La migración hacia Estados Unidos proveniente especialmente de México y de países centroamericanos, en años recientes, no ha sido tan tensa y llena de advertencias, amenazas y confrontaciones incluidos los presidentes, como lo ha sido en estos 15 meses del gobierno de Donald Trump.
El claro endurecimiento de las leyes migratorias que buscan su cumplimiento a punto de deportaciones masivas y castigo con cárcel, e incluso también con enfrentamientos entre los tres poderes estadounidenses, han sido el común denominador entre las noticias que a diario ocupan titulares en medios impresos y electrónicos.
Aquellos que criticaban épocas de otros gobiernos por hablar sólo de inmigración, por encima de otros temas de interés general, ahora tienen el plato lleno.

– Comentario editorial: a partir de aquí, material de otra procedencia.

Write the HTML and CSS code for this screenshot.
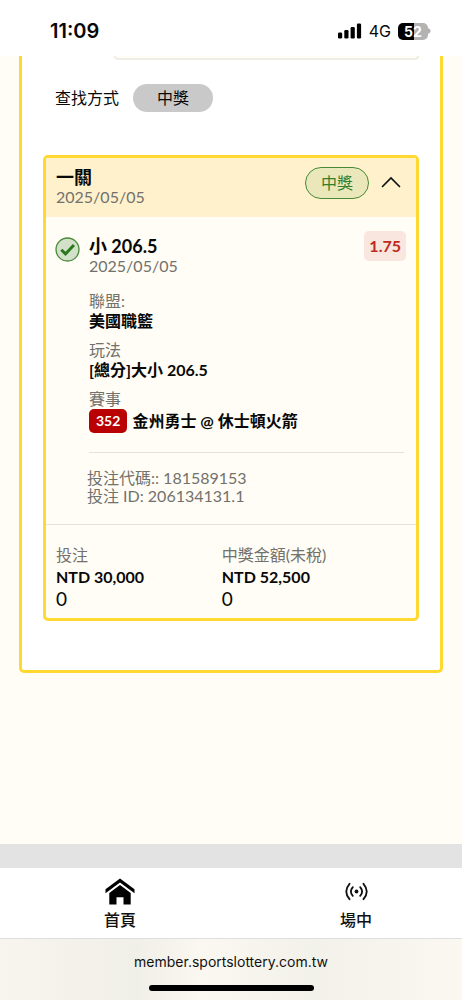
FILE: index.html
```html
<!DOCTYPE html>
<html lang="zh-Hant">
<head>
<meta charset="utf-8">
<meta name="viewport" content="width=device-width, initial-scale=1">
<title>投注紀錄</title>
<link rel="stylesheet" href="styles.css">
</head>
<body>
<div class="screen">
  <header class="status-bar">
    <span class="clock">11:09</span>
    <div class="status-icons">
      <svg class="signal" viewBox="0 0 24 16" width="24" height="16" aria-hidden="true">
        <rect x="0" y="9.500" width="4.200" height="6" rx="1.300"/>
        <rect x="6.300" y="7" width="4.200" height="8.500" rx="1.300"/>
        <rect x="12.600" y="4" width="4.200" height="11.500" rx="1.300"/>
        <rect x="18.900" y="0.500" width="4.200" height="15" rx="1.300"/>
      </svg>
      <span class="network">4G</span>
      <span class="battery"><span class="battery-level"><b>5</b><b>2</b></span><svg width="3" height="6" viewBox="0 0 3 6" aria-hidden="true"><path d="M0 0C3.500 1.500 3.500 4.500 0 6z" fill="#b3b3b3"/></svg></span>
    </div>
  </header>

  <main class="content">
    <section class="panel">
      <div class="field-edge"></div>
      <div class="filter">
        <span class="filter-label">查找方式</span>
        <button class="filter-chip" type="button">中獎</button>
      </div>

      <article class="bet">
        <header class="bet-head">
          <div class="bet-heading">
            <h2 class="title">一關</h2>
            <p class="muted">2025/05/05</p>
          </div>
          <span class="won">中獎</span>
          <button class="toggle" type="button" aria-label="收合">
            <svg width="20" height="12" viewBox="0 0 20 12" aria-hidden="true"><path d="M1.500 10.500L10 2l8.500 8.500" fill="none" stroke="#111" stroke-width="1.700" stroke-linecap="round"/></svg>
          </button>
        </header>

        <div class="selection">
          <svg class="check" width="25" height="25" viewBox="0 0 25 25" aria-hidden="true"><circle cx="12.500" cy="12.500" r="11.500" fill="#d3e1cb" stroke="#478a37" stroke-width="1.300"/><path d="M6.300 12.700l4.200 4.200 8.400-9" fill="none" stroke="#2a7a1c" stroke-width="3"/></svg>
          <div class="selection-main">
            <div class="selection-top">
              <div>
                <h3 class="title">小 206.5</h3>
                <p class="muted">2025/05/05</p>
              </div>
              <span class="odds">1.75</span>
            </div>
            <dl class="details">
              <div><dt>聯盟:</dt><dd>美國職籃</dd></div>
              <div><dt>玩法</dt><dd>[總分]大小 206.5</dd></div>
              <div><dt>賽事</dt><dd class="match"><span class="match-no">352</span><span>金州勇士 @ 休士頓火箭</span></dd></div>
            </dl>
            <div class="codes">
              <p>投注代碼:: 181589153</p>
              <p>投注 ID: 206134131.1</p>
            </div>
          </div>
        </div>

        <footer class="totals">
          <div>
            <p class="total-label">投注</p>
            <p class="total-value">NTD 30,000</p>
            <p class="total-extra">0</p>
          </div>
          <div>
            <p class="total-label">中獎金額(未稅)</p>
            <p class="total-value">NTD 52,500</p>
            <p class="total-extra">0</p>
          </div>
        </footer>
      </article>
    </section>
  </main>

  <div class="strip"></div>
  <nav class="tabs">
    <a class="tab" href="#home">
      <svg width="30" height="30" viewBox="0 0 30 30" aria-hidden="true"><path d="M15 1.500L29.500 12.300v4L15 5.400.500 16.300v-4z"/><path d="M15 7.900l10.700 8V27.500h-7.200v-7.300h-7v7.300H4.300V15.900z"/></svg>
      <span>首頁</span>
    </a>
    <a class="tab" href="#live">
      <svg width="30" height="30" viewBox="0 0 30 30" fill="none" stroke="#111" stroke-width="1.800" stroke-linecap="round" aria-hidden="true"><circle cx="15.500" cy="14.500" r="1.900" fill="#111" stroke="none"/><path d="M11.800 10.100q-3.800 4.400 0 8.800M19.200 10.100q3.800 4.400 0 8.800M8.500 6.800q-6.500 7.700 0 15.400M22.500 6.800q6.500 7.700 0 15.400"/></svg>
      <span>場中</span>
    </a>
  </nav>
  <footer class="browser-bar">
    <span>member.sportslottery.com.tw</span>
    <div class="home-indicator"></div>
  </footer>
</div>
</body>
</html>
```

FILE: styles.css
```css
* { box-sizing: border-box; }

body,
h2, h3, p, dl, dd { margin: 0; }

body {
  font-family: Lato, "Noto Sans CJK TC", sans-serif;
  font-size: 16px;
  line-height: 20px;
  color: #080808;
  background: #fffdf5;
}

button {
  font: inherit;
  color: inherit;
  border: 0;
  padding: 0;
}

.screen {
  display: flex;
  flex-direction: column;
  min-height: 100vh;
}

.status-bar {
  display: flex;
  align-items: center;
  justify-content: space-between;
  height: 56px;
  padding: 6px 31px 0 50px;
  background: #fff;
  font-family: Inter, sans-serif;
}

.clock { font-size: 20px; font-weight: 600; }

.status-icons { display: flex; align-items: center; }
.network { margin: 0 7px; font-size: 16px; }

.battery { display: flex; align-items: center; }
.battery-level {
  display: flex;
  justify-content: center;
  width: 30px;
  border-radius: 5px;
  background: linear-gradient(90deg, #000 52%, #b3b3b3 52%);
  color: #fff;
  font-size: 14px;
  line-height: 17px;
}

.content { flex: 1; padding: 0 19px 24px; }

.panel {
  padding: 0 21px 49px;
  border: 3px solid #ffd932;
  border-top: 0;
  border-radius: 0 0 5px 5px;
  background: #fff;
}

.field-edge {
  height: 4px;
  margin-left: 71px;
  border: 2px solid #efede4;
  border-top: 0;
  border-radius: 0 0 5px 5px;
  background: #fffdf5;
}

.filter {
  display: flex;
  align-items: center;
  gap: 14px;
  padding: 24px 12px 43px;
}
.filter-chip {
  width: 80px;
  height: 28px;
  border-radius: 14px;
  background: #c9c9c9;
}

.bet {
  border: 3px solid #ffd932;
  border-radius: 5px;
  background: #fffdf5;
}

.bet-head {
  display: flex;
  align-items: flex-start;
  padding: 9px 15px 10px 10px;
  background: #fff1cc;
}
.bet-heading { flex: 1; }

.title {
  font-size: 18px;
  font-weight: 700;
  line-height: 20px;
}
.muted { color: #72716c; }

.won {
  margin-right: 12px;
  padding: 5px 15px;
  border: 1px solid #478a37;
  border-radius: 16px;
  background: #eae8ba;
  color: #34802a;
}

.toggle { display: flex; padding-top: 9px; background: none; }

.selection {
  display: flex;
  align-items: flex-start;
  padding: 14px 10px 19px 9px;
}
.check { flex: none; margin: 6px 9px 0 0; }
.selection-main { flex: 1; }

.selection-top {
  display: flex;
  justify-content: space-between;
  align-items: flex-start;
}
.selection-top > div { padding-top: 5px; }

.odds {
  padding: 5px;
  border-radius: 5px;
  background: #f8e6df;
  color: #bd2b22;
  font-weight: 700;
}

.details {
  display: flex;
  flex-direction: column;
  gap: 9px;
  margin: 15px 2px 0 0;
  padding-bottom: 19px;
  border-bottom: 1px solid #e5e2da;
}
.details dt { color: #72716c; }
.details dd { font-weight: 700; }

.match { display: flex; align-items: center; gap: 5px; }
.match-no {
  padding: 2px 7px;
  border-radius: 5px;
  background: #b90003;
  color: #fff;
  font-size: 14px;
}

.codes {
  margin: 16px 0 0 -2px;
  color: #72716c;
  line-height: 18px;
}

.totals {
  display: grid;
  grid-template-columns: 9fr 10fr;
  padding: 19px 10px 8px;
  border-top: 1px solid #e5e2da;
  line-height: 22px;
}
.total-label { color: #72716c; }
.total-value { font-weight: 700; }
.total-extra { font-size: 19px; }

.strip { height: 24px; background: #e3e3e3; }

.tabs {
  display: flex;
  justify-content: space-between;
  padding: 9px 90px 8px 104px;
  border-bottom: 1px solid #dedede;
  background: #fff;
}
.tab {
  display: flex;
  flex-direction: column;
  align-items: center;
  gap: 3px;
  color: #111;
  font-weight: 500;
  text-decoration: none;
}

.browser-bar {
  display: flex;
  flex-direction: column;
  align-items: center;
  gap: 13px;
  padding: 13px 0 9px;
  background: linear-gradient(90deg, #f7f5ed, #f0efe8 30%, #faf8f0 44%, #f2f1ea 68%, #faf8f0);
  color: #111;
  font-family: Inter, sans-serif;
  font-size: 14px;
}
.home-indicator {
  width: 165px;
  height: 6px;
  border-radius: 3px;
  background: #000;
}
```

Las duras medidas migratorias anunciadas por el presidente Trump, algunas motivadas por el enojo a juzgar por los hechos, han generado el rechazo de reconocidas organizaciones pro inmigrantes de alcance nacional, el reto de autoridades estatales, demandas ante las cortes y el impulso del activismo de cientos de organizaciones cívicas, que lejos de amedrentarse “le ponen el pecho a las balas”.
Es lo que hemos visto particularmente con mayor rudeza desde que Trump anunció el fin de DACA en septiembre de 2017 y en lo que va corrido de este año 2018.
Así lo demuestran las redadas masivas del Servicio de Inmigración y Control de Aduanas (ICE), incluyendo lugares de trabajo, propiedad privada, residencias, calles y autopistas y hasta las cortes. El fin de programas como DACA y TPS. El cerco a ciudades ‘santuario’. Las deportaciones ‘express’. La apertura de casos de inmigración que habían sido cerrados administrativamente. La presión a las policías locales para ejercer la 287-g o cooperación con ICE. La militarización de la frontera, entre otras decisiones.
Este fenómeno migratorio está muy cerca de ser un desplazamiento forzado. Por estos días la atención ha estado centrada en la llamada “Caravana Viacrucis del Migrante” que inició justo en Semana Santa con la salida masiva de cerca de 1.500 hombres, mujeres y niños hondureños movidos por la crisis social, política y de inseguridad, a la que se unieron migrantes de otros países de la región.
Irineo Mujica, director de Pueblo Sin Fronteras, un grupo transnacional de activistas al frente de la caravana, ha dicho que “trata de ayudar a la gente para que tenga soluciones humanas y sensatas”.
También pusieron en aprietos al gobierno de México, al que Trump rápidamente acusó de no hacer nada para parar el tráfico de personas y de drogas, originando una fuerte respuesta del presidente Peña Nieto.
El gobierno de Estados Unidos advirtió sobre las consecuencias que les esperan a quienes pretendan ingresar ilegalmente al país. El fiscal general, Jeff Sessions, desplazó jueces de inmigración y fiscales a la frontera con el objetivo de detener y expulsar a integrantes de la caravana; la Secretaria de Seguridad Interna, Kristjen Nielsen, dijo que los casos se procesarían rápidamente; y el propio presidente quien en tuits ordenó impedir el ingreso de estas personas.
Mientras esto sucedía, se conoció un reporte del gobierno, publicado por el New York Times, que indica que desde octubre de 2017 más de 700 menores de edad han sido separados de sus padres en la frontera con México. Los menores son puestos al cuidado de servicios sociales mientras aparece un familiar residente en el país que quiera acogerlo.
La pregunta que queda en el aire es ¿quién se hace responsable por la salud de los menores luego de someterlos a un viaje casi inhumano atravesando desde Honduras hasta Tijuana, 2.700 millas (4.275 kilómetros) montados en un tren llamado “La Bestia”, trayectos en bus, con temperaturas extremas de calor y frío, sin higiene, sin dormir ni comer bien? ¿Y el trauma al ser separados de sus padres en un país desconocido? Me temo que conocemos la respuesta: !nadie!
Mientras tanto, el drama continuará en eso: un drama sin solución de un desplazamiento forzado originado en la corrupción e ineptitud de otros gobiernos.